Following the March 1 Decree crisis with the United States, when Turkey refused to allow American forces to invade Iraq from the South of Turkey, and at a time when the Turkish government was heavily criticising both the US – over an attack in the Iraqi town of Fallujah – and Israel because of the assassination of Hamas leaders in previous years, the visit of Khaled Meshaal also ruffled feathers in international circles.

But this time around, the visit of Ismail Haniyeh to Turkey has been comparatively quiet. The Palestinian leader in Gaza met Prime Minister Erdogan, political party leaders and with members of human rights organisations.
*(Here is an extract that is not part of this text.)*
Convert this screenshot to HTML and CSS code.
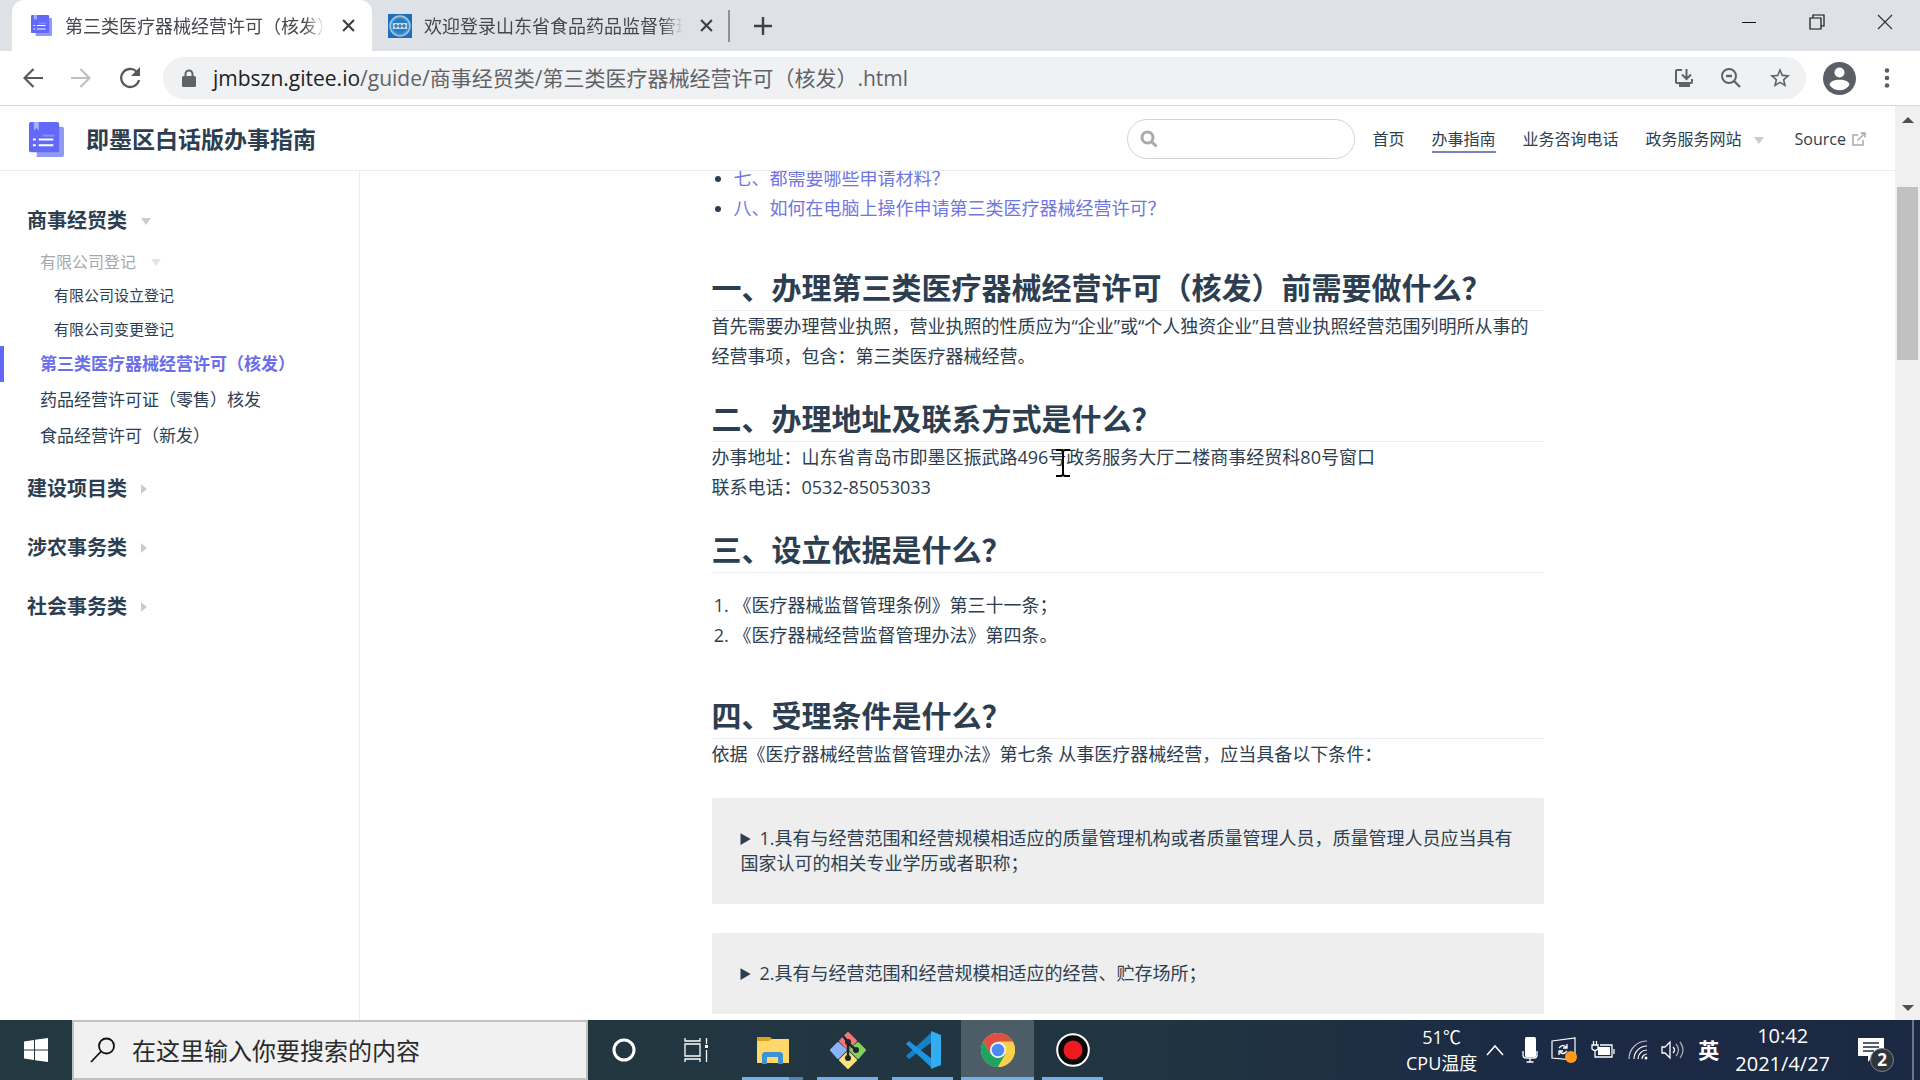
FILE: index.html
```html
<!DOCTYPE html>
<html lang="zh-CN">
<head>
<meta charset="utf-8">
<title>第三类医疗器械经营许可（核发）</title>
<link rel="stylesheet" href="styles.css">
</head>
<body>
<svg class="defs" width="0" height="0" aria-hidden="true">
  <symbol id="book" viewBox="0 0 36 36">
    <path fill="#8e9bf0" d="M8 5h26a2 2 0 0 1 2 2v27a2 2 0 0 1-2 2H8z"/>
    <path fill="#6269f8" d="M2 0h27a2 2 0 0 1 2 2v27a2 2 0 0 1-2 2H2a2 2 0 0 1-2-2V2a2 2 0 0 1 2-2z"/>
    <path fill="#a9b1fb" d="M5 0h5v9l-2.500-3L5 9z"/>
    <path fill="none" stroke="#8990fa" stroke-width="2" d="M14 14h12"/>
    <path fill="none" stroke="#fff" stroke-width="2" d="M4 18h3M4 24h3M10 18h15M10 24h15"/>
  </symbol>
  <symbol id="cross" viewBox="0 0 12 12"><path fill="none" stroke="#3c4043" stroke-width="2" d="M1 1l10 10M11 1L1 11"/></symbol>
</svg>

<header class="tabs">
  <div class="tab tab-active">
    <svg class="tab-icon" width="21" height="21"><use href="#book"/></svg>
    <span class="tab-title">第三类医疗器械经营许可（核发）</span>
    <button class="tab-close" aria-label="关闭标签页"><svg width="13" height="13"><use href="#cross"/></svg></button>
  </div>
  <div class="tab">
    <svg class="tab-icon tab-emblem" width="24" height="24" viewBox="0 0 24 24"><rect width="24" height="24" fill="#1c6fb8"/><circle cx="12" cy="12" r="10" fill="#4a94cf" stroke="#a3c8e6" stroke-width="1.500"/><circle cx="12" cy="12" r="7.500" fill="#2c7cc0"/><path fill="#bcd9ef" d="M5 9h14v6H5z"/><path stroke="#2467a6" stroke-width="1.200" d="M8 10v4M12 10v4M16 10v4M6 12h12"/></svg>
    <span class="tab-title">欢迎登录山东省食品药品监督管理局</span>
    <button class="tab-close" aria-label="关闭标签页"><svg width="13" height="13"><use href="#cross"/></svg></button>
  </div>
  <button class="new-tab" aria-label="新标签页"><svg width="18" height="18" viewBox="0 0 18 18"><path stroke="#3c4043" stroke-width="2.400" d="M9 0v18M0 9h18"/></svg></button>
  <div class="win-controls">
    <button aria-label="最小化"><svg width="16" height="16" viewBox="0 0 16 16"><path stroke="#111" d="M1 8.500h14"/></svg></button>
    <button aria-label="还原"><svg width="16" height="16" viewBox="0 0 16 16"><path fill="none" stroke="#111" stroke-width="1.200" d="M1 4h11v11H1zM4 4V1h11v11h-3"/></svg></button>
    <button aria-label="关闭"><svg width="16" height="16" viewBox="0 0 16 16"><path stroke="#333" stroke-width="1.200" d="M1 1l14 14M15 1L1 15"/></svg></button>
  </div>
</header>

<div class="toolbar">
  <button aria-label="后退"><svg width="20" height="20" viewBox="0 0 20 20"><path fill="none" stroke="#55595d" stroke-width="2.200" d="M20 10H2M10.500 1L1.500 10l9 9"/></svg></button>
  <button aria-label="前进"><svg width="20" height="20" viewBox="0 0 20 20"><path fill="none" stroke="#bdc1c5" stroke-width="2.200" d="M0 10h18M9.500 1l9 9-9 9"/></svg></button>
  <button aria-label="重新加载"><svg width="22" height="22" viewBox="0 0 22 22"><path fill="none" stroke="#55595d" stroke-width="2.300" d="M17.500 4.500A9 9 0 1 0 20 13"/><path fill="#55595d" d="M21 0v9h-9z"/></svg></button>
  <div class="omnibox">
    <svg width="14" height="18" viewBox="0 0 14 18"><path fill="none" stroke="#5f6368" stroke-width="2" d="M3.500 8V5a3.500 3.500 0 0 1 7 0v3"/><rect y="7" width="14" height="11" rx="1.500" fill="#5f6368"/></svg>
    <p class="url"><span class="url-host">jmbszn.gitee.io</span>/guide/商事经贸类/第三类医疗器械经营许可（核发）.html</p>
    <button aria-label="安装"><svg width="20" height="20" viewBox="0 0 20 20"><path fill="none" stroke="#5f6368" stroke-width="2" d="M8 2H3a1 1 0 0 0-1 1v11a1 1 0 0 0 1 1h14a1 1 0 0 0 1-1v-3M12.500 1v9M8 6.500l4.500 4.500L17 6.500"/><path fill="#5f6368" d="M5 15h11v4H5z"/></svg></button>
    <button aria-label="缩放"><svg width="20" height="20" viewBox="0 0 20 20"><g fill="none" stroke="#5f6368" stroke-width="2"><circle cx="8" cy="8" r="7"/><path d="M13 13l6 6M5 8h6" stroke-width="2.300"/></g></svg></button>
    <button aria-label="收藏"><svg width="24" height="24" viewBox="0 0 24 24"><path fill="#5f6368" d="M22 9.240l-7.190-.620L12 2 9.190 8.630 2 9.240l5.460 4.730L5.820 21 12 17.270 18.180 21l-1.630-7.030L22 9.240zM12 15.400l-3.760 2.270 1-4.280-3.320-2.880 4.380-.380L12 6.100l1.710 4.040 4.380.380-3.320 2.880 1 4.280L12 15.400z"/></svg></button>
  </div>
  <button aria-label="账号"><svg width="33" height="33" viewBox="0 0 33 33"><circle cx="16.500" cy="16.500" r="16.500" fill="#5a5e66"/><circle cx="16.500" cy="10.500" r="5" fill="#fff"/><path fill="#fff" d="M6.500 23c0-7 20-7 20 0-4.500 7-15.500 7-20 0z"/></svg></button>
  <button class="menu" aria-label="菜单"><svg width="6" height="20" viewBox="0 0 6 20"><g fill="#5a5e63"><circle cx="3" cy="2.500" r="2.300"/><circle cx="3" cy="10" r="2.300"/><circle cx="3" cy="17.500" r="2.300"/></g></svg></button>
</div>

<div class="viewport">
  <div class="site">
    <header class="navbar">
      <svg width="35" height="35"><use href="#book"/></svg>
      <a class="site-name" href="#">即墨区白话版办事指南</a>
      <label class="search">
        <svg width="18" height="18" viewBox="0 0 18 18"><g fill="none" stroke="#aaa" stroke-width="3"><circle cx="7.500" cy="7.500" r="5.500"/><path d="M11.500 11.500l5 5"/></g></svg>
        <input type="text" aria-label="搜索">
      </label>
      <nav class="links">
        <a href="#">首页</a>
        <a href="#" class="current">办事指南</a>
        <a href="#">业务咨询电话</a>
        <a href="#" class="dropdown">政务服务网站<i class="arrow down"></i></a>
        <a href="#" class="source">Source<svg width="14" height="14" viewBox="0 0 14 14"><path fill="none" stroke="#aaa" stroke-width="1.500" d="M6 3H1v10h10V8M5.500 8.500L13 1M8.500 1H13v4.500"/></svg></a>
      </nav>
    </header>
    <div class="body">
      <aside class="sidebar">
        <section>
          <h3>商事经贸类<i class="arrow down"></i></h3>
          <p class="subgroup">有限公司登记<i class="arrow down"></i></p>
          <a class="sub" href="#">有限公司设立登记</a>
          <a class="sub" href="#">有限公司变更登记</a>
          <a class="item active" href="#">第三类医疗器械经营许可（核发）</a>
          <a class="item" href="#">药品经营许可证（零售）核发</a>
          <a class="item" href="#">食品经营许可（新发）</a>
        </section>
        <h3>建设项目类<i class="arrow right"></i></h3>
        <h3>涉农事务类<i class="arrow right"></i></h3>
        <h3>社会事务类<i class="arrow right"></i></h3>
      </aside>
      <main>
        <article>
          <ul class="toc">
            <li><a href="#">七、都需要哪些申请材料？</a></li>
            <li><a href="#">八、如何在电脑上操作申请第三类医疗器械经营许可？</a></li>
          </ul>
          <h2>一、办理第三类医疗器械经营许可（核发）前需要做什么？</h2>
          <p>首先需要办理营业执照，营业执照的性质应为“企业”或“个人独资企业”且营业执照经营范围列明所从事的经营事项，包含：第三类医疗器械经营。</p>
          <h2>二、办理地址及联系方式是什么？</h2>
          <p>办事地址：山东省青岛市即墨区振武路496号政务服务大厅二楼商事经贸科80号窗口<br>联系电话：0532-85053033</p>
          <h2>三、设立依据是什么？</h2>
          <ol>
            <li>《医疗器械监督管理条例》第三十一条；</li>
            <li>《医疗器械经营监督管理办法》第四条。</li>
          </ol>
          <h2>四、受理条件是什么？</h2>
          <p>依据《医疗器械经营监督管理办法》第七条 从事医疗器械经营，应当具备以下条件：</p>
          <details><summary>1.具有与经营范围和经营规模相适应的质量管理机构或者质量管理人员，质量管理人员应当具有国家认可的相关专业学历或者职称；</summary></details>
          <details><summary>2.具有与经营范围和经营规模相适应的经营、贮存场所；</summary></details>
        </article>
      </main>
    </div>
  </div>
  <div class="scrollbar"><i class="scroll-up"></i><div class="track"><div class="thumb"></div></div><i class="scroll-down"></i></div>
</div>

<footer class="taskbar">
  <button class="start" aria-label="开始"><svg width="24" height="24" viewBox="0 0 24 24"><path fill="#fff" d="M0 3.500L10 2v9.500H0zM11 1.800L24 0v11.500H11zM0 12.500h10V22L0 20.500zM11 12.500h13V24l-13-1.800z"/></svg></button>
  <label class="task-search">
    <svg width="26" height="26" viewBox="0 0 26 26"><g fill="none" stroke="#111" stroke-width="1.800"><circle cx="16.500" cy="9" r="7.500"/><path d="M11 14.500L1 25"/></g></svg>
    <input type="text" placeholder="在这里输入你要搜索的内容" aria-label="搜索">
  </label>
  <div class="apps">
    <button aria-label="Cortana"><svg width="24" height="24" viewBox="0 0 24 24"><circle cx="12" cy="12" r="10" fill="none" stroke="#fff" stroke-width="3"/></svg></button>
    <button aria-label="任务视图"><svg width="25" height="24" viewBox="0 0 25 24"><path fill="none" stroke="#fff" stroke-width="1.300" d="M1 0v3h15V0M1 6h15v12H1zM1 24v-3h15v3M22.500 0v6M22.500 12v12"/><path fill="#fff" d="M21 7h3v3h-3z"/></svg></button>
    <button class="open stacked" aria-label="文件资源管理器"><svg width="32" height="28" viewBox="0 0 32 28"><path fill="#dca320" d="M0 1h13l3 3v4H0z"/><path fill="#ffd869" d="M0 5h12l3-2h17v24H0z"/><path fill="#3b92d4" d="M5 28V18l2-2h17l2 2v10h-5v-7H10v7z"/></svg></button>
    <button class="open" aria-label="Git"><svg width="36" height="38" viewBox="0 0 36 38"><g stroke-linejoin="round" stroke-width="2"><path fill="#f17878" stroke="#f17878" d="M18 2l8 8-8 8-8-8z"/><path fill="#8ab4fa" stroke="#8ab4fa" d="M8 12l8 7-8 8-7-8z"/><path fill="#83cf5e" stroke="#83cf5e" d="M28 12l7 7-7 8-8-8z"/><path fill="#fbe27d" stroke="#fbe27d" d="M18 21l8 8-8 8-8-8z"/></g><path fill="none" stroke="#202529" stroke-width="2.500" d="M13 5l5 6v16M18 12l8 7"/><g fill="#202529"><circle cx="18" cy="11" r="3"/><circle cx="26" cy="19" r="3"/><circle cx="18" cy="27" r="3"/></g></svg></button>
    <button class="open" aria-label="Visual Studio Code"><svg width="36" height="38" viewBox="0 0 36 38"><path fill="#1481c9" d="M1 25l3 3 23-17V1z"/><path fill="#1b95e0" d="M1 13l3-3 23 18v9z"/><path fill="#33adf2" d="M26 0l10 4v30l-10 4z"/></svg></button>
    <button class="open focused" aria-label="Chrome"><svg width="34" height="34" viewBox="0 0 34 34"><circle cx="17" cy="17" r="17" fill="#fbd049"/><path fill="#de5044" d="M2.300 8.500A17 17 0 0 1 31.700 8.500H17L9.600 21z"/><path fill="#1da462" d="M2.300 8.500A17 17 0 0 0 17 34l7.400-12.800H9.600z"/><path fill="#fbd049" d="M17 9h15a17 17 0 0 1-15 25l7.400-12.800z"/><circle cx="17" cy="17" r="8" fill="#f4f7fa"/><circle cx="17" cy="17" r="6.300" fill="#4c8bf5"/></svg></button>
    <button class="open" aria-label="录屏"><svg width="34" height="34" viewBox="0 0 34 34"><circle cx="17" cy="17" r="15.800" fill="#080808" stroke="#fff" stroke-width="2"/><circle cx="17" cy="17" r="9.500" fill="#ee1c20"/></svg></button>
  </div>
  <div class="tray">
    <p class="cpu">51℃<br>CPU温度</p>
    <svg class="chevron" width="18" height="12" viewBox="0 0 18 12"><path fill="none" stroke="#fff" stroke-width="1.500" d="M1 11l8-9 8 9"/></svg>
    <svg width="16" height="26" viewBox="0 0 16 26"><rect x="3" width="11" height="20" rx="1.500" fill="#fff"/><path fill="none" stroke="#fff" stroke-width="1.300" d="M1 14v4q0 3 3 3h8q3 0 3-3v-4M8 21v4M4.500 25h7"/></svg>
    <svg width="26" height="26" viewBox="0 0 26 26"><path fill="none" stroke="#fff" stroke-width="1.200" d="M1 4l23-3v22L1 21z"/><path fill="none" stroke="#fff" stroke-width="1.300" d="M8 11q4-5 8 0M16 7v4h-4M16 14q-4 5-8 0M8 18v-4h4"/><circle cx="20" cy="20" r="6" fill="#ff9a1a"/></svg>
    <svg width="25" height="20" viewBox="0 0 25 20"><path fill="none" stroke="#fff" stroke-width="1.300" d="M2 5h6v4q-3 3-6 0zM3.500 1v4M6.500 1v4M5 11v6h17V5H10M24 9v5"/><path fill="#fff" d="M8 7h12v8H8z"/></svg>
    <svg width="20" height="20" viewBox="0 0 20 20"><g fill="none" stroke="#fff" stroke-width="1.200"><path opacity=".700" d="M1 19A18 18 0 0 1 19 1"/><path d="M6 19A13 13 0 0 1 19 6M10 19a9 9 0 0 1 9-9M14 19a5 5 0 0 1 5-5"/></g><circle cx="18" cy="18" r="1.500" fill="#fff"/></svg>
    <svg width="24" height="20" viewBox="0 0 24 20"><g fill="none" stroke="#fff" stroke-width="1.300"><path d="M1 7h3l5-5v16l-5-5H1z"/><path d="M12 7q3 3 0 6"/><path opacity=".600" d="M15 4q5 6 0 12M19 2q6 8 0 16"/></g></svg>
    <span class="ime">英</span>
    <p class="clock">10:42<br>2021/4/27</p>
    <button class="notify" aria-label="通知"><svg width="26" height="26" viewBox="0 0 26 26"><path fill="#fff" d="M0 1h26v18H15l-5 6v-6H0z"/><path stroke="#1e2c42" stroke-width="1.500" d="M5 6h16M5 10h16M5 14h11"/></svg><span class="badge">2</span></button>
  </div>
</footer>
<svg class="cursor" width="14" height="28" viewBox="0 0 14 28" aria-hidden="true"><path fill="none" stroke="#000" stroke-width="2" d="M0 1h5l2 1 2-1h5M7 2v24M0 27h5l2-1 2 1h5"/></svg>
</body>
</html>
```
FILE: styles.css
```css
* { box-sizing: border-box; }
body {
  margin: 0;
  height: 100vh;
  display: flex;
  flex-direction: column;
  overflow: hidden;
  background: #fff;
  color: #2c3e50;
  font-family: "Open Sans", "Noto Sans CJK SC", sans-serif;
}
p, h2, h3, ul, ol { margin: 0; }
a { color: inherit; text-decoration: none; }
button {
  display: flex;
  align-items: center;
  justify-content: center;
  padding: 0;
  border: 0;
  background: none;
  color: inherit;
  font: inherit;
}
input { border: 0; outline: 0; background: none; font: inherit; min-width: 0; }
svg { flex: none; }
.defs { position: absolute; }

/* Tab strip */
.tabs { flex: none; height: 51px; display: flex; background: #dee1e6; padding-left: 12px; }
.tab { width: 360px; display: flex; align-items: center; padding: 0 17px 0 19px; }
.tab-active { background: #fff; border-radius: 12px 12px 0 0; }
.tab + .tab { width: 358px; padding: 0 15px 0 16px; border-right: 2px solid #8f9296; border-image: linear-gradient(transparent 11px, #8f9296 11px, #8f9296 41px, transparent 41px) 1; }
.tab-icon { margin-right: 13px; }
.tab + .tab .tab-icon { margin-right: 12px; }
.tab-title {
  flex: 1;
  overflow: hidden;
  white-space: nowrap;
  font-size: 18px;
  line-height: 26px;
  color: #45494d;
  mask-image: linear-gradient(to right, #000 92%, transparent);
}
.tab-close { width: 14px; margin-left: 16px; }
.new-tab { width: 36px; margin-left: 15px; }
.win-controls { margin-left: auto; display: flex; padding: 0 1px 8px 0; }
.win-controls button { width: 68px; }

/* Toolbar */
.toolbar { flex: none; height: 55px; display: flex; align-items: center; padding: 0 30px 0 23px; border-bottom: 1px solid #d5d7da; }
.toolbar > button { margin-right: 28px; }
.toolbar > button:nth-of-type(3) { margin-right: 22px; }
.omnibox { flex: 1; height: 42px; display: flex; align-items: center; gap: 27px; padding: 0 14px 0 19px; margin-right: 17px; border-radius: 21px; background: #f0f1f3; }
.url { flex: 1; margin-left: -10px; font-size: 21px; line-height: 30px; color: #5f6368; white-space: nowrap; }
.url-host { color: #202124; }
.toolbar > .menu { margin-right: 0; }

/* Page */
.viewport { flex: 1; min-height: 0; display: flex; }
.site { flex: 1; min-width: 0; display: flex; flex-direction: column; }
.navbar { flex: none; height: 65px; display: flex; align-items: center; padding: 2px 29px 0; border-bottom: 1px solid #eaecef; }
.site-name { margin-left: 22px; font-size: 23px; font-weight: 700; line-height: 32px; }
.search { margin-left: auto; width: 228px; height: 40px; display: flex; align-items: center; gap: 8px; padding: 0 12px; border: 1px solid #cfd4db; border-radius: 20px; }
.search input { flex: 1; font-size: 16px; }
.links { display: flex; gap: 27px; margin-left: 18px; font-size: 16px; line-height: 24px; }
.links a { border-bottom: 2px solid transparent; border-top: 2px solid transparent; }
.links .current { border-bottom-color: #7c80c4; }
.source { display: flex; align-items: center; gap: 6px; margin-left: 4px; font-weight: 500; }
.arrow { display: inline-block; vertical-align: middle; border: 5px solid transparent; }
.down { border-top: 7px solid #ccc; border-bottom: 0; margin-left: 12px; }
.right { border-left: 6px solid #ccc; border-right: 0; margin-left: 14px; }
.body { flex: 1; min-height: 0; display: flex; }
.sidebar { flex: none; width: 360px; padding: 30px 0; border-right: 1px solid #eaecef; }
.sidebar a { display: block; }
.sidebar h3, .subgroup { display: flex; align-items: center; }
.sidebar h3 { padding: 0 27px; margin-bottom: 19px; font-size: 20px; line-height: 40px; }
.sidebar section { margin-bottom: 15px; }
.sidebar section h3 { margin-bottom: 5px; }
.sidebar h3 .down { margin-left: 14px; }
.subgroup { padding-left: 40px; font-size: 16px; line-height: 32px; color: #a5a9ae; }
.subgroup .down { margin-left: 15px; border-top-color: #e2e3e4; }
.sub { padding-left: 54px; font-size: 15px; line-height: 34px; }
.item { padding-left: 36px; border-left: 4px solid transparent; font-size: 17px; line-height: 36px; }
.item.active { border-left-color: #6269f8; color: #6b6ee9; font-weight: 700; }

main { flex: 1; min-width: 0; overflow: hidden; }
article { display: flex; flex-direction: column; max-width: 832px; margin: 0 auto; font-size: 18px; line-height: 30px; }
ul, ol { padding-left: 22px; margin: 17px 0; }
ol { margin-bottom: 18px; }
.toc { margin-top: -8px; }
.toc a { color: #7076e0; }
h2 { margin-top: 28px; padding-bottom: 2px; border-bottom: 1px solid #eaecef; font-size: 30px; line-height: 40px; }
details { margin-top: 29px; padding: 28px 29px; border-radius: 2px; background: #eee; line-height: 25px; }

.scrollbar { flex: none; width: 25px; display: flex; flex-direction: column; align-items: center; padding: 11px 0 9px; background: #f0f0f0; }
.scroll-up, .scroll-down { border: 6px solid transparent; }
.scroll-up { border-top: 0; border-bottom-color: #505050; }
.scroll-down { border-bottom: 0; border-top-color: #505050; }
.track { flex: 1; width: 21px; padding-top: 64px; }
.thumb { height: 173px; background: #c1c1c1; }

/* Taskbar */
.taskbar { flex: none; height: 60px; display: flex; background: linear-gradient(to right, #233941, #213540 60%, #1b2a45 80%, #1c2943); color: #fff; }
.start { width: 72px; }
.task-search { width: 516px; display: flex; align-items: center; gap: 16px; padding-left: 16px; border: 2px solid #c0c0c0; background: #f1f1f1; }
.task-search input { flex: 1; padding: 0; font-size: 24px; }
.task-search input::placeholder { color: #2b2b2b; }
.apps { display: flex; padding-left: 1px; }
.apps button { width: 70px; }
.apps button:nth-child(2) { margin: 0 4px 0 2px; }
.apps .open { width: 61px; margin: 0 7px; border-bottom: 3px solid #76b0e3; border-top: 3px solid transparent; }
.apps .stacked { border-image: linear-gradient(to right, #76b0e3 47px, #5283ad 47px) 0 0 3; }
.apps .focused { width: 73px; margin: 0 1px; background: #4d5d67; border-top-color: #4d5d67; }
.tray { margin-left: auto; display: flex; align-items: center; gap: 13px; padding-right: 13px; margin-right: 6px; border-right: 2px solid #6d7788; }
.tray p { text-align: center; }
.cpu { font-size: 18px; line-height: 26px; }
.chevron { margin: 0 5px 0 -4px; }
.ime { margin-right: 3px; font-size: 21px; font-weight: 700; line-height: 30px; }
.clock { font-size: 20px; line-height: 28px; }
.notify { position: relative; width: 56px; }
.badge { position: absolute; left: 27px; top: 11px; width: 24px; height: 24px; border: 1px solid #7d828b; border-radius: 12px; background: #30343d; font-size: 17px; font-weight: 700; line-height: 22px; text-align: center; }

.cursor { position: absolute; left: 1056px; top: 449px; }
```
He made speeches, and paid a sentimental and symbolic visit to the Mavi Marmara ferry. He visited Istanbul’s famous Blue Mosque, led a prayer there and shook hands with Turks who have supported the Palestinian cause perhaps more than that of any other nation in the last couple of years.

Haniyeh said from in front of the Mavi Marmara: “The Mavi Marmara broke the siege around Gaza” and thanked activists, listening to him. But this statement is an exaggeration: the Mavi Marmara incident at most only shook the siege but could not break it definitively.

After the Mavi Marmara attack in 31 May, 2010 when Israeli commandos killed nine Turkish activists during a raid on the ship, Turkish and Israeli relations sank to rock bottom. Meanwhile the siege around Gaza did not move an inch; Israel simply allowed some aid into Gaza temporarily.

What really changed the situation in the Middle East concerning the siege was the strategic change in leadership in Arab countries, mainly Egypt. With the impact of street revolts in neighbouring Egypt, and the Muslim Brotherhood’s increasing influence in national politics, the embargo on Gaza was eased.

Ismail Haniyeh is able to pay visits to certain regional capitals because of the Arab revolt. The same current in politics is now forcing Palestinian groups to sit together and find a new way to unite powers against Israel.

From the Turkish point of view, this visit also related to the so-called ‘Arab Spring’. Turkey’s desire to become involved in Middle East politics as a regional “provider of order” as Foreign Minister Davutoglu conceptualises it, requires it to maintain good relations with Hamas and support the Palestinian cause. Turkey’s support for Palestinians is welcome in streets in the Arab world, because for many years people have been fed up with the silence of their own governments against Israel’s atrocities.

And this good impression is opening the way for Turkey, which would like to have a say in the restructuring of the region.